● **Your goal**
Copy out the data exactly, leaving the pictures behind.

— begin —

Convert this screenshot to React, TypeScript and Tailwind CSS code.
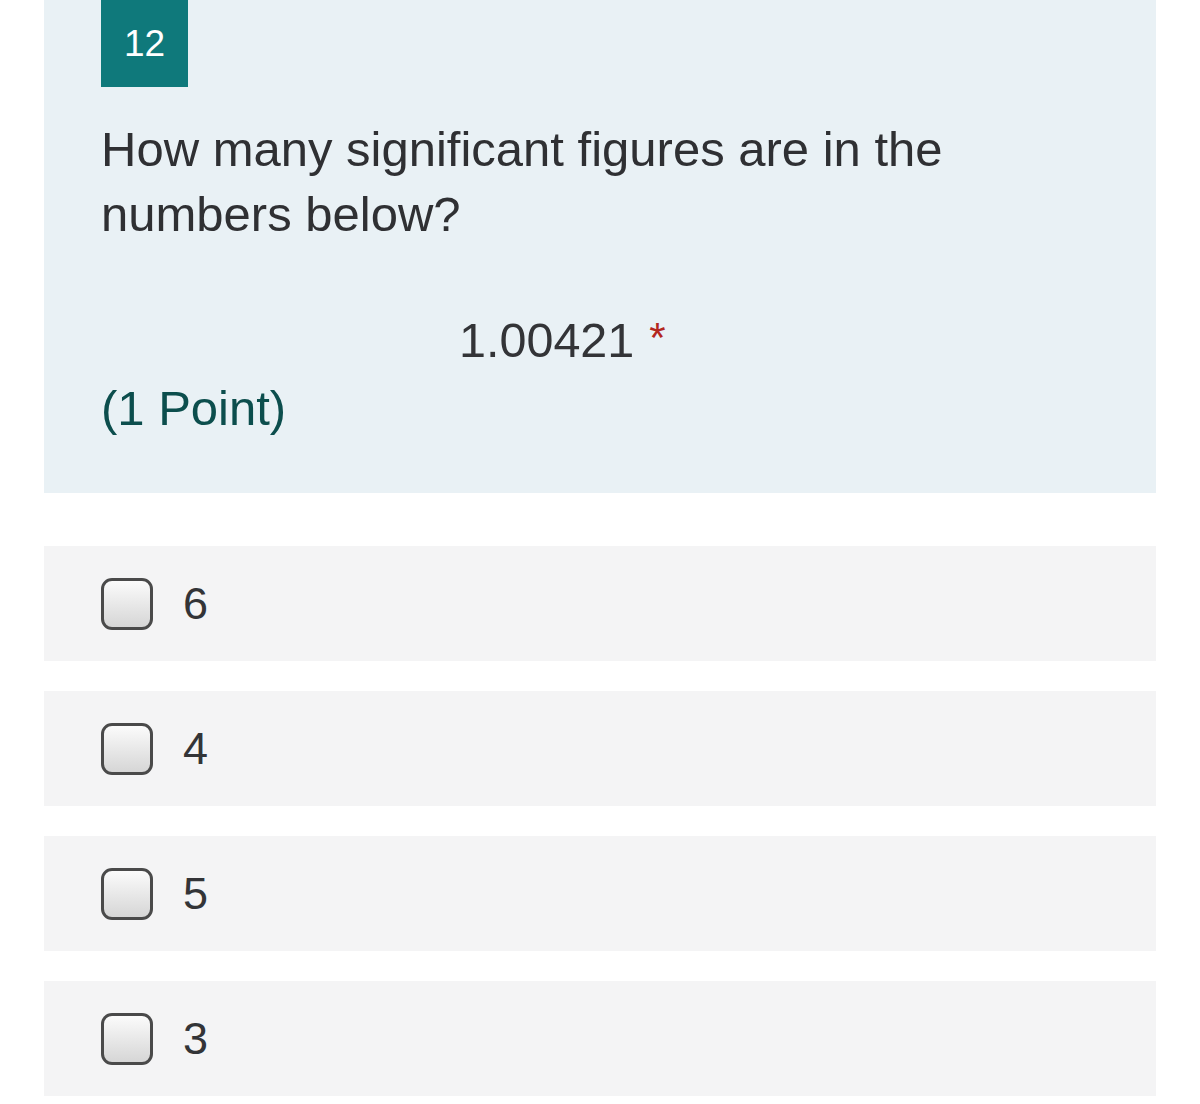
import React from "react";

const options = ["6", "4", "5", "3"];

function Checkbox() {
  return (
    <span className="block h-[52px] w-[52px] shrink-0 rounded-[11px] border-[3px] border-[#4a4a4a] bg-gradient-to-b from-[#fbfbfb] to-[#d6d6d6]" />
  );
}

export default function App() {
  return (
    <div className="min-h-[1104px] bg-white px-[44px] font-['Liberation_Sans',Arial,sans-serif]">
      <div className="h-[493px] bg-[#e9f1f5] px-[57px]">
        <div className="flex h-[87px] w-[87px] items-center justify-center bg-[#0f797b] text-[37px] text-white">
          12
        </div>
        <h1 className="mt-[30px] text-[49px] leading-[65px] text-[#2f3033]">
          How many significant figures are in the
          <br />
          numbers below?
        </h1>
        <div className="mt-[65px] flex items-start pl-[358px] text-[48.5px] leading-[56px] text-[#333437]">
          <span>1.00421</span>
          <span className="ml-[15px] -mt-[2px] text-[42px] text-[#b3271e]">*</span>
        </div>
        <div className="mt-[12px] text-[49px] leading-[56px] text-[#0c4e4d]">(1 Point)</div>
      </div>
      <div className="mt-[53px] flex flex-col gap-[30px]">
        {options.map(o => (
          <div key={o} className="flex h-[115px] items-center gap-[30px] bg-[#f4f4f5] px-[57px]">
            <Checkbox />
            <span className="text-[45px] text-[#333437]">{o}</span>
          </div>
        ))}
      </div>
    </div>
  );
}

— end —

● **Full output**
Convert this screenshot to React, TypeScript and Tailwind CSS code.
import React from "react";

const options = ["6", "4", "5", "3"];

function Checkbox() {
  return (
    <span className="block h-[52px] w-[52px] shrink-0 rounded-[11px] border-[3px] border-[#4a4a4a] bg-gradient-to-b from-[#fbfbfb] to-[#d6d6d6]" />
  );
}

export default function App() {
  return (
    <div className="min-h-[1104px] bg-white px-[44px] font-['Liberation_Sans',Arial,sans-serif]">
      <div className="h-[493px] bg-[#e9f1f5] px-[57px]">
        <div className="flex h-[87px] w-[87px] items-center justify-center bg-[#0f797b] text-[37px] text-white">
          12
        </div>
        <h1 className="mt-[30px] text-[49px] leading-[65px] text-[#2f3033]">
          How many significant figures are in the
          <br />
          numbers below?
        </h1>
        <div className="mt-[65px] flex items-start pl-[358px] text-[48.5px] leading-[56px] text-[#333437]">
          <span>1.00421</span>
          <span className="ml-[15px] -mt-[2px] text-[42px] text-[#b3271e]">*</span>
        </div>
        <div className="mt-[12px] text-[49px] leading-[56px] text-[#0c4e4d]">(1 Point)</div>
      </div>
      <div className="mt-[53px] flex flex-col gap-[30px]">
        {options.map(o => (
          <div key={o} className="flex h-[115px] items-center gap-[30px] bg-[#f4f4f5] px-[57px]">
            <Checkbox />
            <span className="text-[45px] text-[#333437]">{o}</span>
          </div>
        ))}
      </div>
    </div>
  );
}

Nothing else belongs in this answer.